### Data
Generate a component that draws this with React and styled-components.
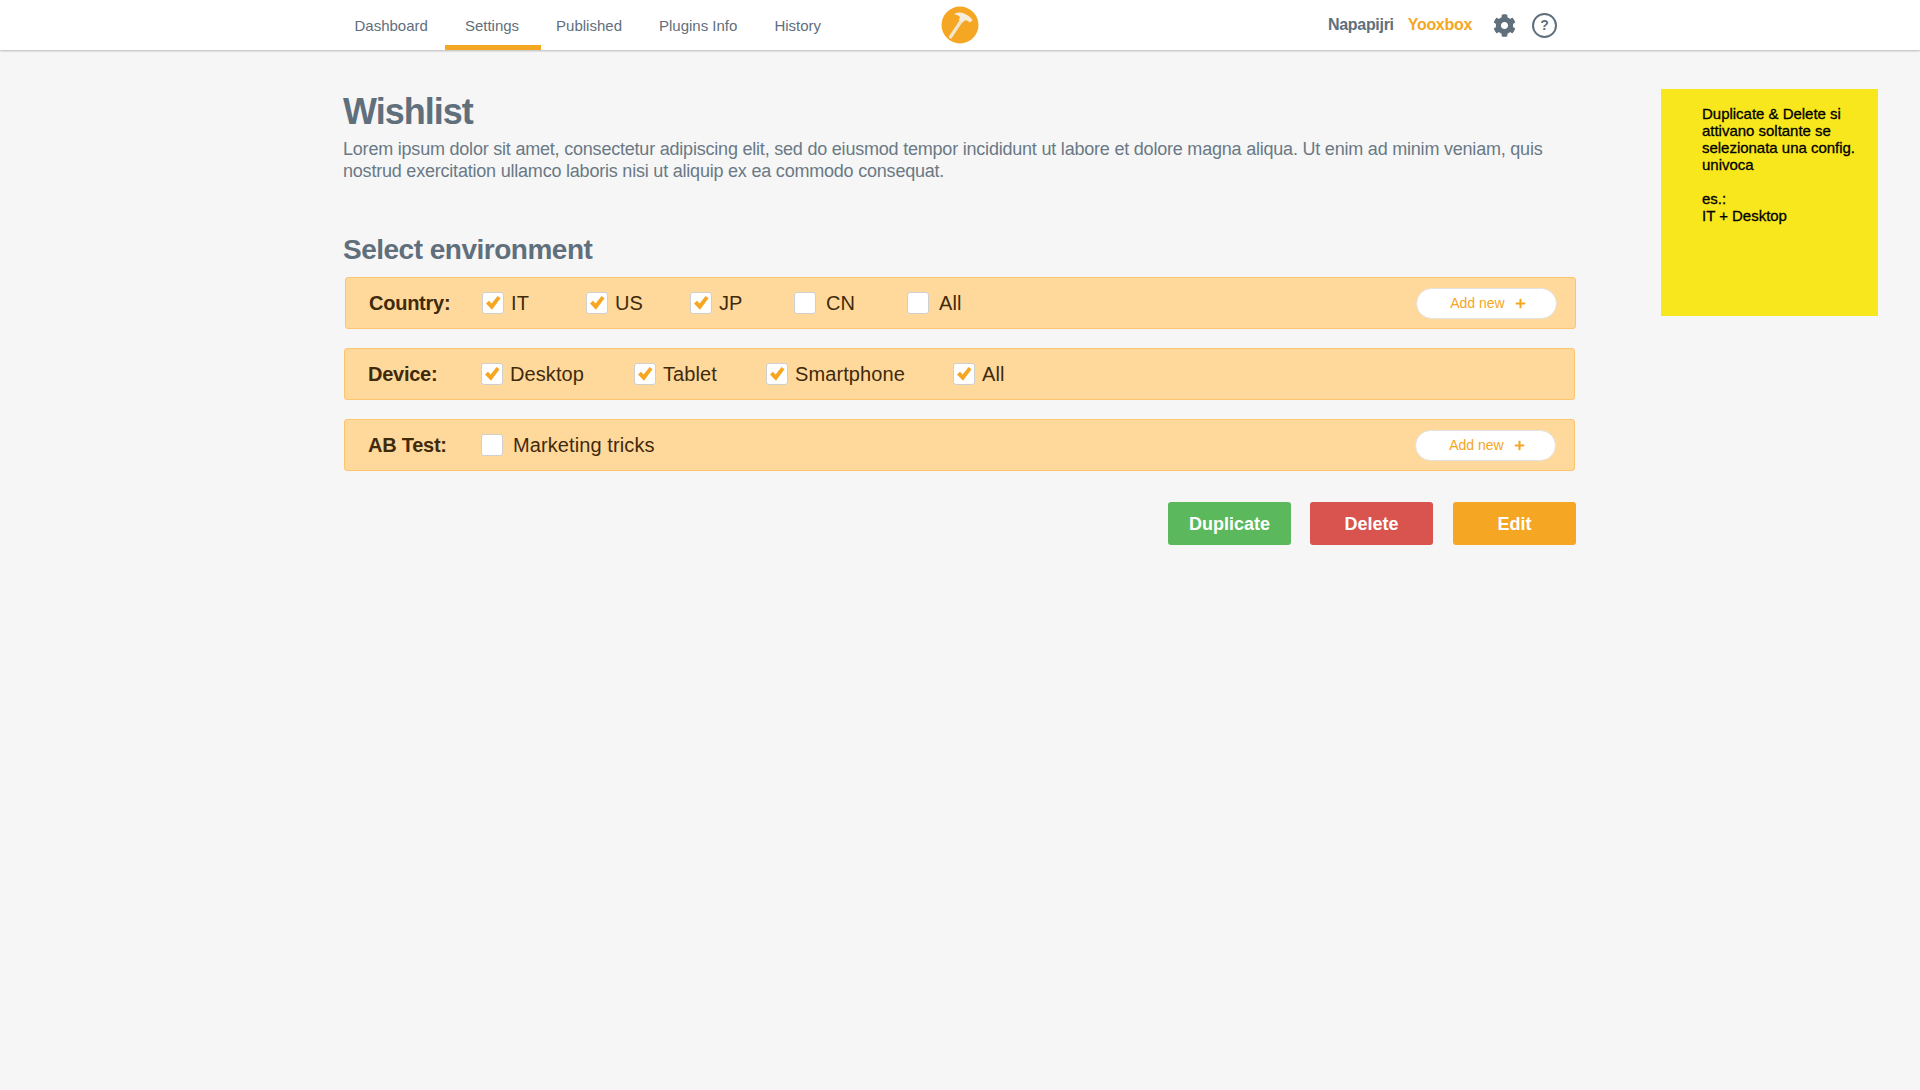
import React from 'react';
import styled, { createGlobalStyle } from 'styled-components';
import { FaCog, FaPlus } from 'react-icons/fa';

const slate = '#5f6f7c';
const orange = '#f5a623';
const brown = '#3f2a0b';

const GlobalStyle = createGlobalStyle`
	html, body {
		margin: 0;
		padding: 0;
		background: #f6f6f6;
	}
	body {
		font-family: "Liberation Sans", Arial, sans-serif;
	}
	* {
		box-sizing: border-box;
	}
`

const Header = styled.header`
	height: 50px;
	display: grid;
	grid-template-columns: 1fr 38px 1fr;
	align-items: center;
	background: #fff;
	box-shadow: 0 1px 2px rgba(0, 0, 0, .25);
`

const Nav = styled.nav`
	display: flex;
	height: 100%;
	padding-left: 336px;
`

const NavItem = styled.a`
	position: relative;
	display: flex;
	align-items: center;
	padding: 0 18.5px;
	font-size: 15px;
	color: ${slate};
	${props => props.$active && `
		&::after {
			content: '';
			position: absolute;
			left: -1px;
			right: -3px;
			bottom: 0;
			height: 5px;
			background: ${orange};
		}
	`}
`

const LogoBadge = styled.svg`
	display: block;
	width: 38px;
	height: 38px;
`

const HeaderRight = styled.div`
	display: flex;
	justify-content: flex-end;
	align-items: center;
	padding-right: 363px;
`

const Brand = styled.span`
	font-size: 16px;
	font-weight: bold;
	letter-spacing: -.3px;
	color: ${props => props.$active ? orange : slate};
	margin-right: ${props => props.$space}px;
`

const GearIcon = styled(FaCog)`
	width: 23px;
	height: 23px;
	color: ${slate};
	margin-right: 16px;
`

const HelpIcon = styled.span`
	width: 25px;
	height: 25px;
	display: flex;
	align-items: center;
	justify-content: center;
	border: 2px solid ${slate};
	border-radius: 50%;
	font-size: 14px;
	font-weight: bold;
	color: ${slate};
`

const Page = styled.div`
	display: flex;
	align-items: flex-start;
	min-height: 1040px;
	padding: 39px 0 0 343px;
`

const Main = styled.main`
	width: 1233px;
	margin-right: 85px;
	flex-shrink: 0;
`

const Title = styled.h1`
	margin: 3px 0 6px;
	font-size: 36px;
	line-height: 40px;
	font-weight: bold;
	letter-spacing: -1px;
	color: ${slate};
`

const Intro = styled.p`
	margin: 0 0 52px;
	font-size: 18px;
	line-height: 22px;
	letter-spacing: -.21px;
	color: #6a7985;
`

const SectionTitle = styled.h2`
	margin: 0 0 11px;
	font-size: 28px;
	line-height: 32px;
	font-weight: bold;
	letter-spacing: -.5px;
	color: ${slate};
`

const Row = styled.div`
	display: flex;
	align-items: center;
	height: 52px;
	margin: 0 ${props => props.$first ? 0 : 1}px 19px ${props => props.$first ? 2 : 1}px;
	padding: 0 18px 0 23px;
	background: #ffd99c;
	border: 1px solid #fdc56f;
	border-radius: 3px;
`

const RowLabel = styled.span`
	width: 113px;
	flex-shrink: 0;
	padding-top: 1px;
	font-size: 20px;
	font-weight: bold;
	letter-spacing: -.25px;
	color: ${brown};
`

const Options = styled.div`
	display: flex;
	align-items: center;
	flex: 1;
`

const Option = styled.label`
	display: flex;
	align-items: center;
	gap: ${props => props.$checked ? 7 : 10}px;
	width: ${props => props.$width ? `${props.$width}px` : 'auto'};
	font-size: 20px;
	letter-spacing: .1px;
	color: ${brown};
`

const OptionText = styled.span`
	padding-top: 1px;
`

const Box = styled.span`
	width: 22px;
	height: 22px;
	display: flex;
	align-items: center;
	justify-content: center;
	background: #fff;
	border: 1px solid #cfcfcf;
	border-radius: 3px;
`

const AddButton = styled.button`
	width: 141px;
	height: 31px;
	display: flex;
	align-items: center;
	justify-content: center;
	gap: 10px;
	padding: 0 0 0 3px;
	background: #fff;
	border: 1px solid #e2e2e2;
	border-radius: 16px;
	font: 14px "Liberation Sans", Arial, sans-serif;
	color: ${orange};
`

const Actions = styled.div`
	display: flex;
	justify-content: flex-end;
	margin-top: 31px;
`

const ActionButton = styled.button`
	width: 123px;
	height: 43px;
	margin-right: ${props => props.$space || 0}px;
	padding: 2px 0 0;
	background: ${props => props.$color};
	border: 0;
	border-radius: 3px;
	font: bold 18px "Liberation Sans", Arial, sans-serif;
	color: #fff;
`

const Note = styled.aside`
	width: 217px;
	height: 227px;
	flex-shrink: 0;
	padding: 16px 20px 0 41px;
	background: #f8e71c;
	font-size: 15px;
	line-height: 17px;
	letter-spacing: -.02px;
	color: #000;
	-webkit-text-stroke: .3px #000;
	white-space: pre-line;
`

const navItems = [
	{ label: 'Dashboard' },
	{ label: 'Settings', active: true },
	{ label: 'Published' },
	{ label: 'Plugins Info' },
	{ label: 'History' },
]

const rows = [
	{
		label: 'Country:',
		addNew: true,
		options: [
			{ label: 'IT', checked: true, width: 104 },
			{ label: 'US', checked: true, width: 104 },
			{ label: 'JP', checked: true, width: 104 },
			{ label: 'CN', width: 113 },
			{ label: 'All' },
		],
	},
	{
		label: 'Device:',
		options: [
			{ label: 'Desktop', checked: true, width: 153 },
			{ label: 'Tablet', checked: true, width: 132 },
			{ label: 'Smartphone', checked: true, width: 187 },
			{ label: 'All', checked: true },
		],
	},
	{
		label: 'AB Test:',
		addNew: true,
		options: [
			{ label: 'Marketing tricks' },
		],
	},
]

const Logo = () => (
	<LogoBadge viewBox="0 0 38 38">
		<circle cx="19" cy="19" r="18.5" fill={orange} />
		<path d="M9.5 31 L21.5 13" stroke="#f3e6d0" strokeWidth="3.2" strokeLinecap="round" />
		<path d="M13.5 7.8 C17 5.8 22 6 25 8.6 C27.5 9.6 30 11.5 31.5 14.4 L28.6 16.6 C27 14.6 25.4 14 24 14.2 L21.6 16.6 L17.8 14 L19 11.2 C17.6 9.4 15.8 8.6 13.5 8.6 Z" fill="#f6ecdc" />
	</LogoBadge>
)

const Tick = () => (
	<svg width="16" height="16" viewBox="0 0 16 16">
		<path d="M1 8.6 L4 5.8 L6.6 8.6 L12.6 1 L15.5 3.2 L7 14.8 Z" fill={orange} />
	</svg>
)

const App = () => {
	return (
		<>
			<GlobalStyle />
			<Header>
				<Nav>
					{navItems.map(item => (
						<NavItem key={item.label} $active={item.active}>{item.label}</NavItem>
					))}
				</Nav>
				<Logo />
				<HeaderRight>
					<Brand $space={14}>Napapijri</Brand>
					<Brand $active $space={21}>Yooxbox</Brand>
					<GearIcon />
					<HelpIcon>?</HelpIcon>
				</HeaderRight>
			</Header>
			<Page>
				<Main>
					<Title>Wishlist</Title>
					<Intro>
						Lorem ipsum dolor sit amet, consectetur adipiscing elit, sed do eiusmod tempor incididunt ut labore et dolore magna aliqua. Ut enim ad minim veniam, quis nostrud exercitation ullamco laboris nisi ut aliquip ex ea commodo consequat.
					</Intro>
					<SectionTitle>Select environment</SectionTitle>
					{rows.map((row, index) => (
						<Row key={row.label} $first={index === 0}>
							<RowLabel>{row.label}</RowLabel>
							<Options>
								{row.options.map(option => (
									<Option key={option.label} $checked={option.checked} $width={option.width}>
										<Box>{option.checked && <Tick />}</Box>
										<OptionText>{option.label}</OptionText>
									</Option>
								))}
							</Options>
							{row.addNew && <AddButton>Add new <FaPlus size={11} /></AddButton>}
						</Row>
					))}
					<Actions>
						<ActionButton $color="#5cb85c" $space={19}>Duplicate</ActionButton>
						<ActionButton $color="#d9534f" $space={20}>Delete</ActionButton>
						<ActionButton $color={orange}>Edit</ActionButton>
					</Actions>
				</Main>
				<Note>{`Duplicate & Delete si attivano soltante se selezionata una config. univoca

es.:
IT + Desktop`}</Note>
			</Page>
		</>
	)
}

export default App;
######
Filter the data for the string "components" and copy every line that has it.

Generate a component that draws this with React and styled-components.
import styled, { createGlobalStyle } from 'styled-components';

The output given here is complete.